Si están clausuradas, o sumamente dificultadas, las vías de derecho para acceder a los derechos colectivos como la propiedad comunitaria de la tierra, el respeto a su identidad cultural, la educación bilingüe e intercultural, la consulta y otros derechos, no es difícil comprender que discursos más radicales que promuevan acciones directas, tengan mayor pregnancia. Lo que cada tanto vemos emerger en la patagonia, en la selva misionera o en el chaco Salteño, son nada más que manifestaciones de esta lucha en la que los pueblos, con distintos estilos y mecanismos, reclaman el respeto a sus derechos colectivos y defienden su supervivencia.

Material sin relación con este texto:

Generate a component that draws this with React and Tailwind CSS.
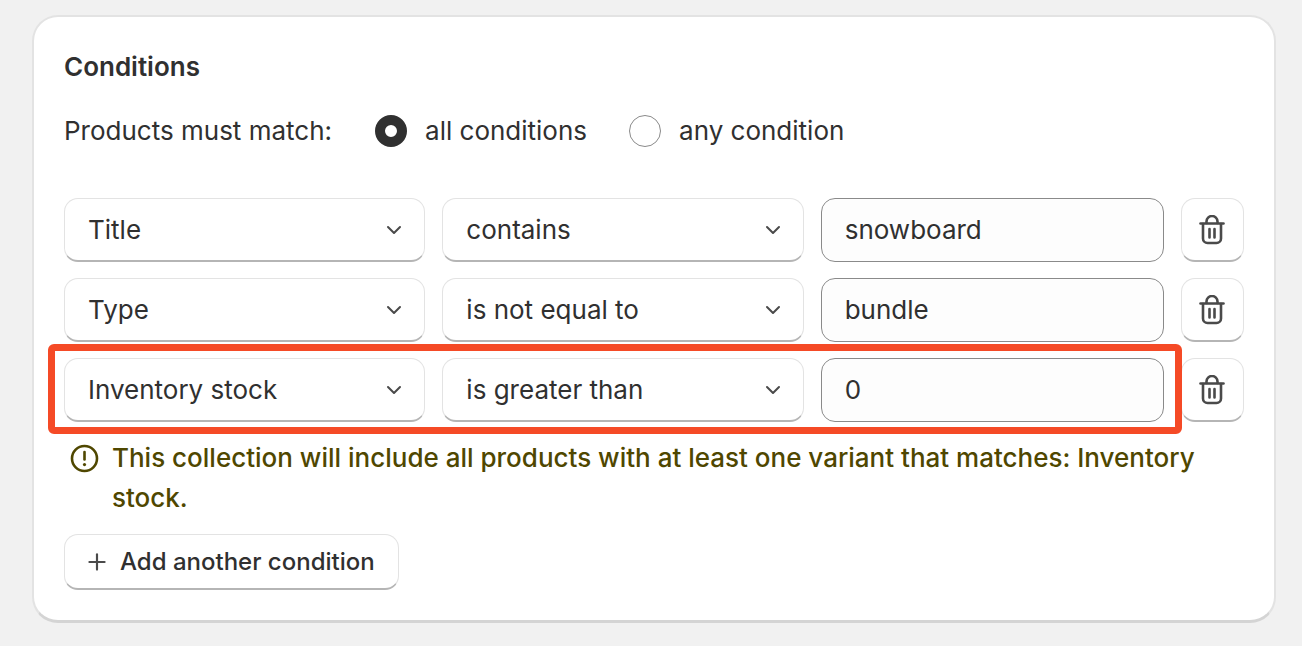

A la luz del compromiso constitucional y la revisión de nuestro pasado en Argentina corresponde a los gobiernos aceptar la necesidad de coordinar acciones con las instituciones representativas de estos pueblos, repensar formas de diálogo, reformar instituciones, revisar prácticas. Debemos hacer funcionar las herramientas normativas y de política pública con las que cuenta el Estado Nacional.
El desarrollo de discursos racistas, de hostilidad hacia todas las manifestaciones de estos pueblos, la caracterización como terroristas y delincuentes, llegando incluso a la negación de su existencia, tiene nefastos reflejos en las instituciones. Una muestra de ello es evidente en la actuación de la Justicia en estas últimas horas en Bariloche, donde se niega a mujeres detenidas la garantía más básica de acceder a defensa legal, se las aleja de sus territorios, trasladándolas a más de 1500 kilómetros de distancia, y se invierte el principio de inocencia, entre otras atrocidades.

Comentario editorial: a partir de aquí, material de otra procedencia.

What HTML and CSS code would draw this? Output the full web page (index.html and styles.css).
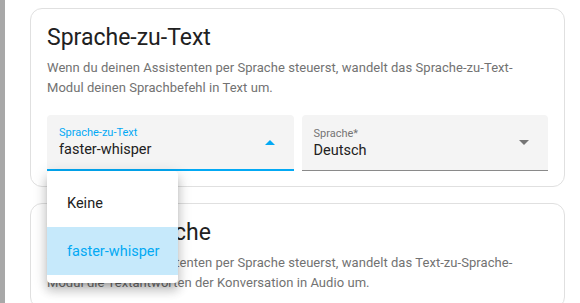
FILE: index.html
```html
<!DOCTYPE html>
<html>
<head>
<title>Sprachassistent</title>
<link rel="stylesheet" href="styles.css">
</head>
<body>
<div class="edge"></div>
<div class="content">
    <div class="card">
        <h2 class="card-title">Sprache-zu-Text</h2>
        <p class="card-desc">Wenn du deinen Assistenten per Sprache steuerst, wandelt das Sprache-zu-Text-Modul deinen Sprachbefehl in Text um.</p>
        <div class="fields">
            <div class="select open">
                <div class="select-text">
                    <span class="select-label">Sprache-zu-Text</span>
                    <span class="select-value">faster-whisper</span>
                </div>
                <span class="arrow up"></span>
                <ul class="menu">
                    <li class="menu-item">Keine</li>
                    <li class="menu-item selected">faster-whisper</li>
                </ul>
            </div>
            <div class="select">
                <div class="select-text">
                    <span class="select-label">Sprache*</span>
                    <span class="select-value">Deutsch</span>
                </div>
                <span class="arrow"></span>
            </div>
        </div>
    </div>
    <div class="card">
        <h2 class="card-title">Text-zu-Sprache</h2>
        <p class="card-desc">Wenn du deinen Assistenten per Sprache steuerst, wandelt das Text-zu-Sprache-Modul die Textantworten der Konversation in Audio um.</p>
    </div>
</div>
</body>
</html>
```

FILE: styles.css
```css
html, body {
    margin: 0;
    padding: 0;
    height: 100%;
    overflow: hidden;
}
body {
    display: flex;
    background-color: #ffffff;
    font-family: Roboto, "Liberation Sans", sans-serif;
    color: #212121;
}
.edge {
    width: 5px;
    flex-shrink: 0;
    background-color: #a8a8a8;
}
.content {
    padding: 8px 0 0 25px;
    width: 535px;
}
.card {
    border: 1px solid #e0e0e0;
    border-radius: 12px;
    background-color: #fff;
    padding: 13px 16px 15px 16px;
    margin-bottom: 16px;
}
.card-title {
    margin: 0;
    font-size: 23px;
    font-weight: 400;
    line-height: 32px;
    color: #212121;
}
.card-desc {
    margin: 4px 0 0 0;
    font-size: 13px;
    line-height: 20px;
    letter-spacing: 0.05px;
    color: #727272;
}
.fields {
    display: flex;
    gap: 8px;
    margin-top: 17px;
}
.select {
    position: relative;
    flex: 1;
    height: 56px;
    box-sizing: border-box;
    display: flex;
    align-items: center;
    background-color: #f4f4f4;
    border-radius: 4px 4px 0 0;
    border-bottom: 1px solid #8a8a8a;
    padding: 0 16px 0 12px;
}
.select.open {
    border-bottom: 2px solid #03a9f4;
}
.select-text {
    flex: 1;
    display: flex;
    flex-direction: column;
    padding-top: 2px;
}
.select-label {
    font-size: 11px;
    line-height: 14px;
    color: #757575;
}
.open .select-label {
    color: #03a9f4;
}
.select-value {
    font-size: 14.5px;
    line-height: 20px;
    color: #212121;
}
.arrow {
    width: 0;
    height: 0;
    border-left: 5px solid transparent;
    border-right: 5px solid transparent;
    border-top: 5px solid #757575;
    margin-right: 3px;
}
.arrow.up {
    border-top: none;
    border-bottom: 5px solid #03a9f4;
}
.menu {
    position: absolute;
    left: 0;
    top: 56px;
    width: 131px;
    margin: 0;
    padding: 8px 0;
    list-style: none;
    background-color: #fff;
    border-radius: 4px;
    box-shadow: 0 5px 5px -3px rgba(0,0,0,0.2), 0 8px 10px 1px rgba(0,0,0,0.14), 0 3px 14px 2px rgba(0,0,0,0.12);
    z-index: 2;
}
.menu-item {
    height: 48px;
    line-height: 50px;
    padding-left: 20px;
    font-size: 14.5px;
    color: #212121;
}
.menu-item.selected {
    background-color: #c6e9fb;
    color: #03a9f4;
}
```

Si se elige negar los derechos indígenas, como proponen algunas y algunos dirigentes de nuestro país, no sólo estaremos yendo contra nuestra Constitución y varios Tratados Internacionales, también condenaremos a decenas de pueblos y a todos los habitantes de nuestro país a una constante e interminable contienda con daños de imposible mensura. Solo un diálogo basado en el cumplimiento de los derechos de los pueblos indígenas puede permitir disminuir la espiral de violencia que irresponsablemente algunos sectores azuzan.